The aforementioned comps aside, I'm taking a breather from PL to clear the mind - if I'll miss it, I'll returneth to it, if not, time to move on. Tyvm.


----------



## BRICKS (Jul 8, 2017)

Google Carrie Grissinger.  She's an impressive powerlifter who not long ago got her pro card  in women's physique division.


----------



## Zombialja Bones (Jul 9, 2017)

BRICKS said:


> Google Carrie Grissinger.  She's an impressive powerlifter who not long ago got her pro card  in women's physique division.



She's one of the most amazing powerlifters by far - and hasn't stopped even though she's competting in BB as well.. Might end up reaching out to her, tbh..


----------



## Solomc (Jul 18, 2017)

I too would recommend an alternative to powerf lifting. 

Something that requires endurance perhaps. 
Iron man competition. 
Cross fit.
Spartan Races. 
Marathons. 
Mountain biking. 

Keep reinventing yourself. Learning new things and meeting new people.


----------



## knightmare999 (Jul 18, 2017)

Ran a Spartan Sprint last year (4.9 miles).  3 of my kids ran the Spartan kids races.  We had a great day and it was nice to be able to find something fitness-related that we could bond over.  If you want marathons, there are longer Spartan races available.


----------



## Zombialja Bones (Jul 18, 2017)

Solomc said:


> I too would recommend an alternative to powerf lifting.
> 
> Something that requires endurance perhaps.
> Iron man competition.
> ...



I completed a couple Spartan races last year, don't do marathons any longer, occasianally still enjoy a good base jump or skydving.. Etc., etc..

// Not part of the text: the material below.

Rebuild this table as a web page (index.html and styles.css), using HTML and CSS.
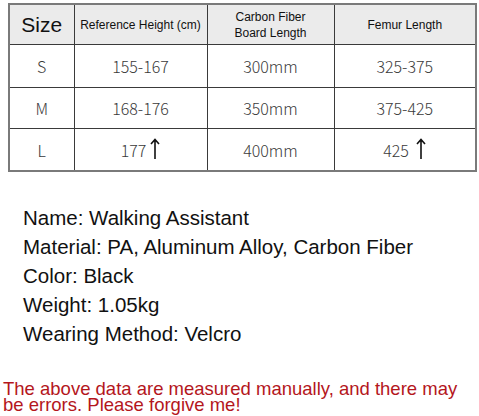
FILE: index.html
```html
<!DOCTYPE html>
<html>
<head>
<meta charset="utf-8">
<link rel="stylesheet" href="styles.css">
</head>
<body>
<table class="size-table">
  <colgroup>
    <col class="c1"><col class="c2"><col class="c3"><col class="c4">
  </colgroup>
  <tr class="head">
    <th class="size-h">Size</th>
    <th>Reference Height (cm)</th>
    <th>Carbon Fiber<br>Board Length</th>
    <th>Femur Length</th>
  </tr>
  <tr class="r1">
    <td>S</td><td>155-167</td><td>300mm</td><td>325-375</td>
  </tr>
  <tr class="r2">
    <td>M</td><td>168-176</td><td>350mm</td><td>375-425</td>
  </tr>
  <tr class="r3">
    <td>L</td>
    <td>177<svg class="arrow" width="10" height="22" viewBox="0 0 10 22"><path d="M5 21V1.5M1 6L5 1.5L9 6" fill="none" stroke="#111" stroke-width="1.6"/></svg></td>
    <td>400mm</td>
    <td>425 <svg class="arrow" width="10" height="22" viewBox="0 0 10 22"><path d="M5 21V1.5M1 6L5 1.5L9 6" fill="none" stroke="#111" stroke-width="1.6"/></svg></td>
  </tr>
</table>

<div class="specs">
  <p>Name: Walking Assistant</p>
  <p>Material: PA, Aluminum Alloy, Carbon Fiber</p>
  <p>Color: Black</p>
  <p>Weight: 1.05kg</p>
  <p>Wearing Method: Velcro</p>
</div>

<p class="note">The above data are measured manually, and there may be errors. Please forgive me!</p>
</body>
</html>
```

FILE: styles.css
```css
html, body {
  margin: 0;
  padding: 0;
  background: #fff;
}

body {
  width: 479px;
  height: 416px;
  overflow: hidden;
}

.size-table {
  margin: 3px 0 0 8px;
  width: 467px;
  border-collapse: collapse;
  border: 2px solid #7a7a7a;
  table-layout: fixed;
}

.c1 { width: 65px; }
.c2 { width: 133px; }
.c3 { width: 127px; }
.c4 { width: 142px; }

.size-table th,
.size-table td {
  border: 1px solid #3a3a3a;
  text-align: center;
  vertical-align: middle;
  padding: 0;
}

.size-table th {
  background: #ebebeb;
  font-family: "Liberation Sans", Arial, sans-serif;
  font-weight: normal;
  font-size: 12px;
  line-height: 16px;
  color: #111;
  height: 39px;
}

.size-table th.size-h {
  font-size: 21px;
}

.size-table td {
  font-family: "Noto Sans CJK SC", "Noto Sans", sans-serif;
  font-size: 16px;
  color: #3a3a3a;
  font-weight: 300;
}

.r1 td { height: 42px; }
.r2 td { height: 40px; }
.r3 td { height: 41px; }

.arrow {
  vertical-align: -3px;
  margin-left: 4px;
}

.specs {
  margin: 31px 0 0 23px;
  font-family: "Liberation Sans", Arial, sans-serif;
  font-size: 20.5px;
  line-height: 29px;
  color: #111;
}

.specs p {
  margin: 0;
}

.note {
  margin: 33px 0 0 3px;
  width: 470px;
  font-family: "Liberation Sans", Arial, sans-serif;
  font-size: 18.5px;
  line-height: 16px;
  color: #b4161c;
}
```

So I'm pretty much covered in that regard. :'(

Need to check if my parents kept my bmx though.. 



knightmare999 said:


> Ran a Spartan Sprint last year (4.9 miles). 3 of my kids ran the Spartan kids races. We had a great day and it was nice to be able to find something fitness-related that we could bond over. If you want marathons, there are longer Spartan races available.



Spartan races are fun events, which is why I'm dragging some of my friends along.. ^_^


----------



## Jin (Jul 18, 2017)

Zombialja Bones said:


> I completed a couple Spartan races last year, don't do marathons any longer, occasianally still enjoy a good base jump or skydving.. Etc., etc..
> 
> So I'm pretty much covered in that regard. :'(
> 
> ...




You are such a boring person. Please be more interesting.


----------



## Zombialja Bones (Jul 18, 2017)

Jin said:


> You are such a boring person. Please be more interesting.



Hey, let's not get carried away just yet, for the adventurous the world would be a sad place without us folks who like to watch the paint dry. 

In dire need of something a little more hedonistic..


----------